AOL Reverses Course On 401K Match; CEO Apologizes
An anonymous reader writes "When we last checked in with Tim Armstrong, the AOL CEO was demonstrating 'Leadership with a Capital L' to employees of the company's Patch local news subsidiary by summarily firing an employee in the middle of a conference call for taking photos. Armstrong continued to serve up tasty material for tech bloggers this past week, blaming $7.1 million in extra expenses from Obamacare, and for $2 million in expenses for 'two AOLers that had distressed babies', for a decision to hold all matching funds for employee 401K programs until the end of each calendar year. After a small firestorm in the press, and a petition from AOL employees unhappy with both the policy change and the way it was presented, Armstrong reversed course, reinstating the per-period match and apologizing for mentioning the individual employee cases (TechCrunch is an AOL subsidiary). Incidentally, Armstrong was originally following in the footsteps of IBM, which made similar changes to its 401K program that went into effect last year."

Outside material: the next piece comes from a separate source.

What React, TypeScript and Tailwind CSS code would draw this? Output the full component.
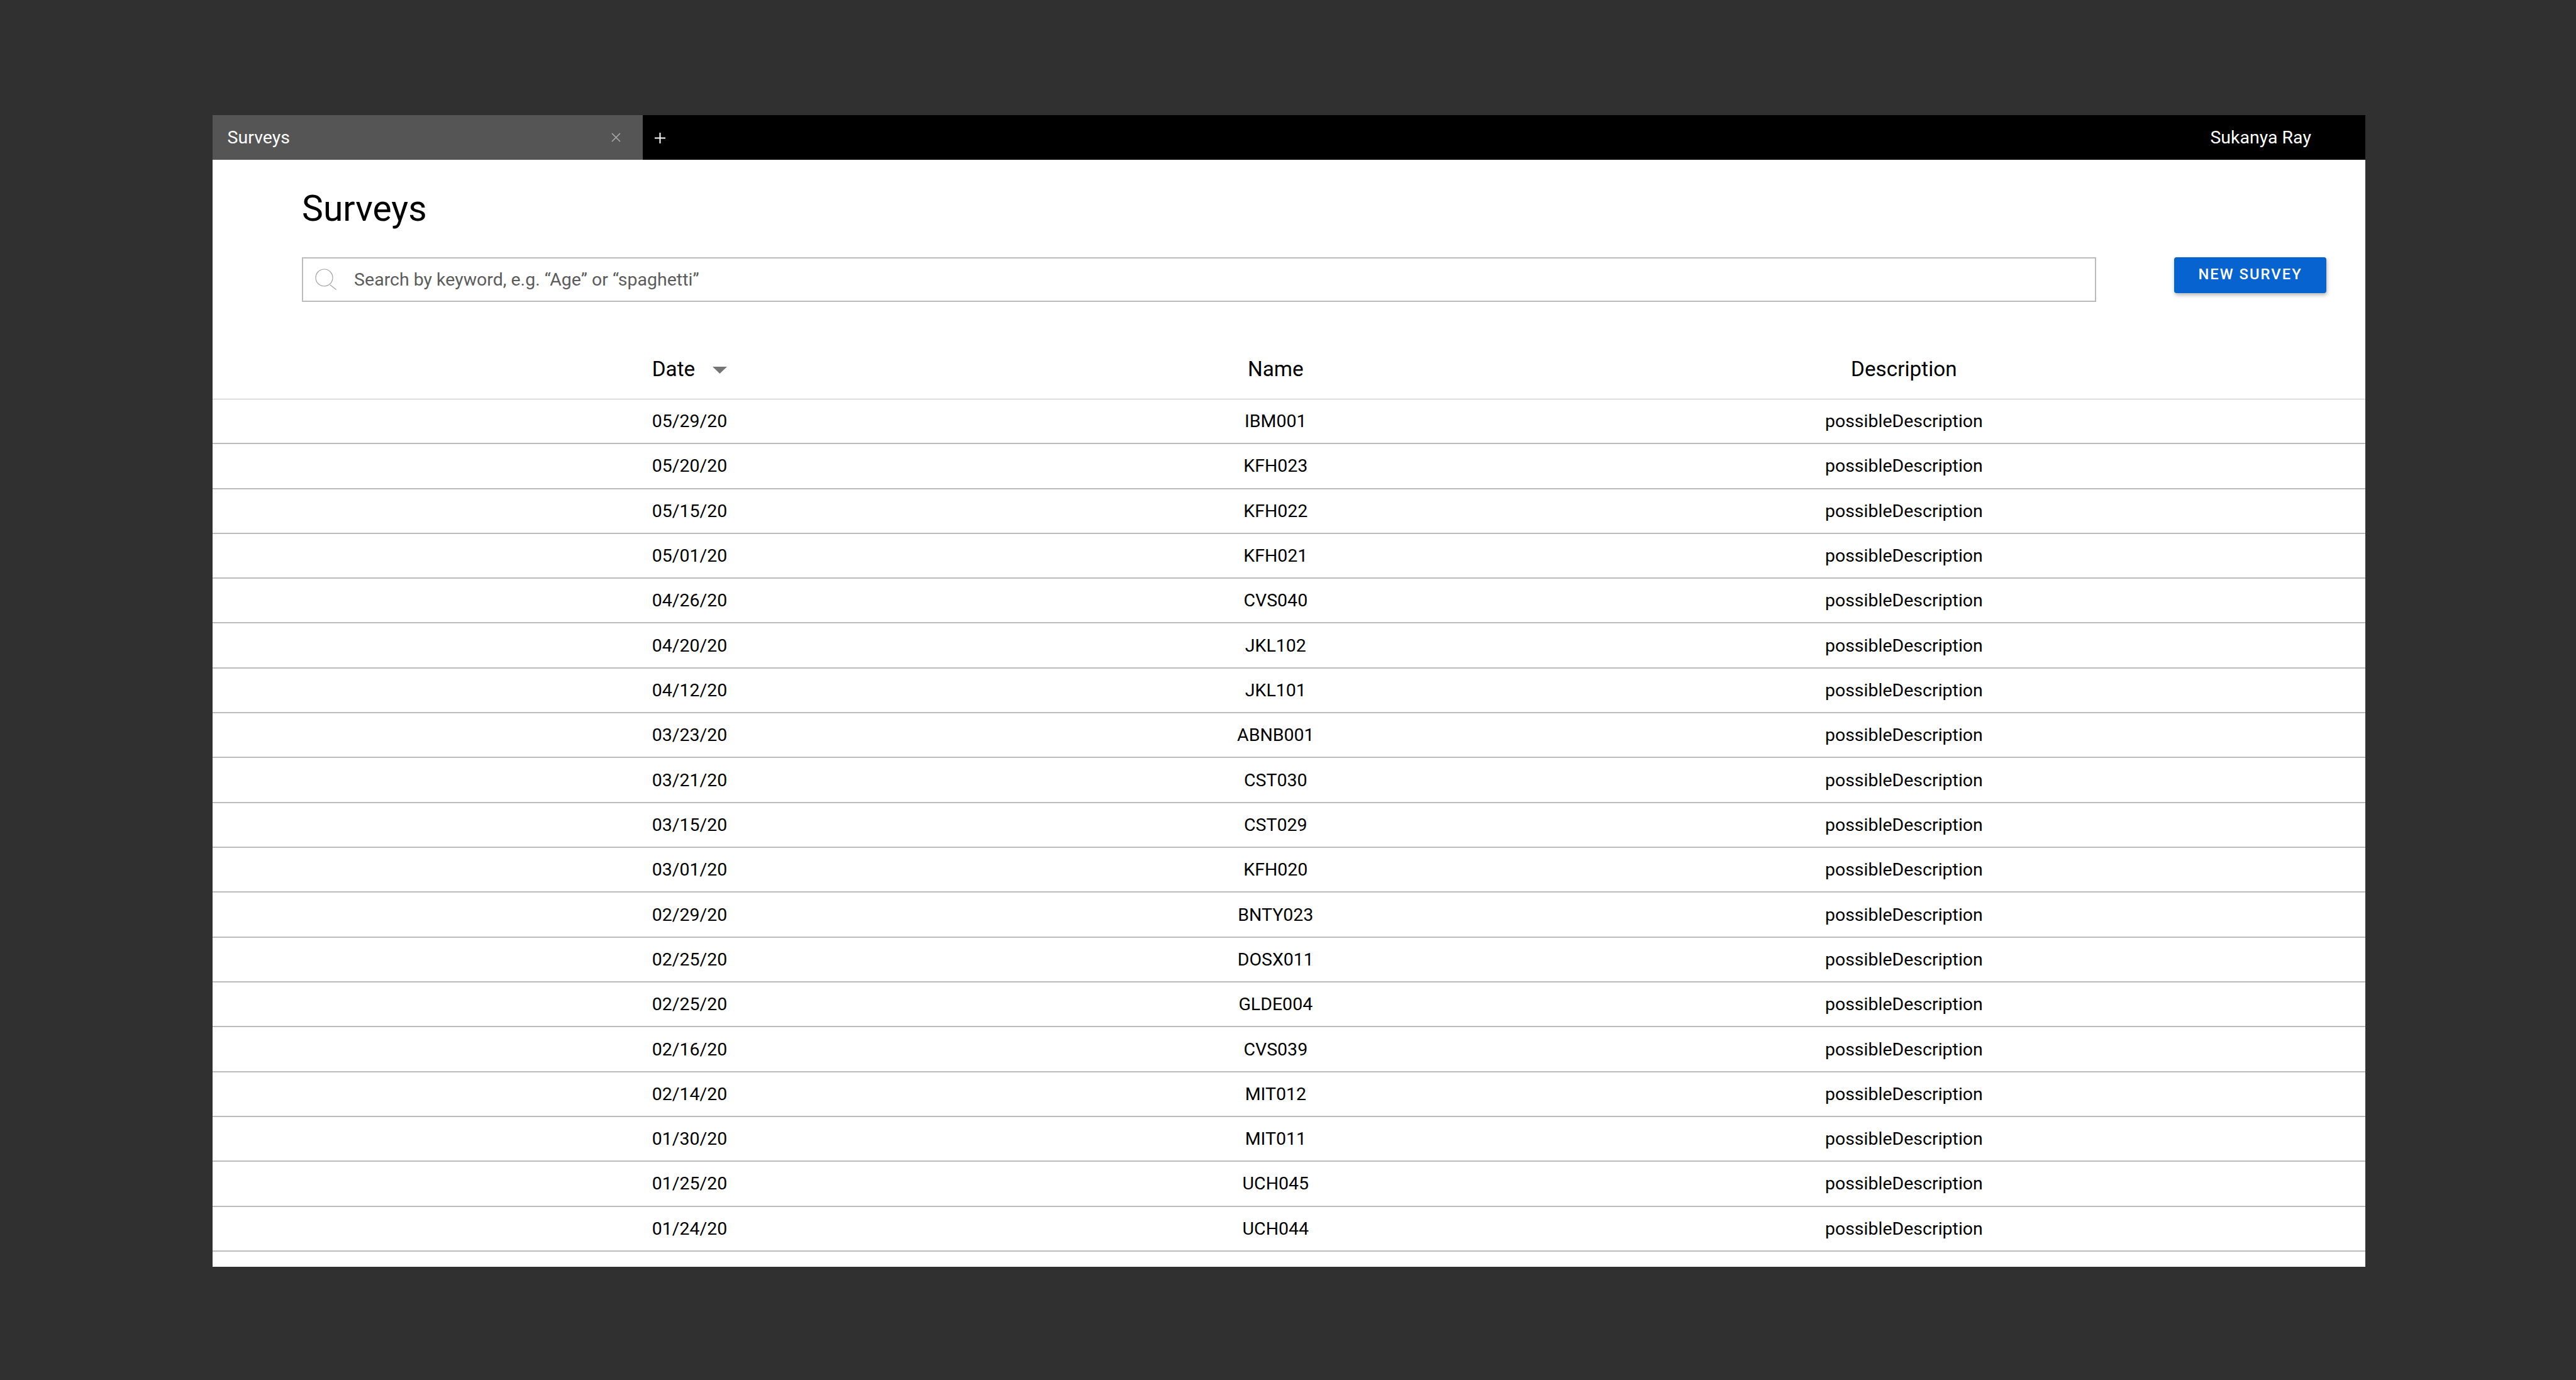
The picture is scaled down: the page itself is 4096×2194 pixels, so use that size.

Sounds like the ideal candidate.
I like AOL. It started the internet super-highway after all, and if not for it, we would all be on modems, gets our software by CD, yada-yada-yada.
How does this lead to two million dollars in expenses? Is he running his own insurance company for the employees?
It's possible. Self-insurance is a thing a lot of companies do. Granted that typically doesn't happen in health insurance, but it is possible.
It's slightly more likely that their insurer jacked up it's rates due to increased costs, or jacked up rates for no reason and claimed it was due to those costs.
What's most likely is that somebody told him about the "distressed babies," and he used that as a rationalization for being a dick on the 401ks.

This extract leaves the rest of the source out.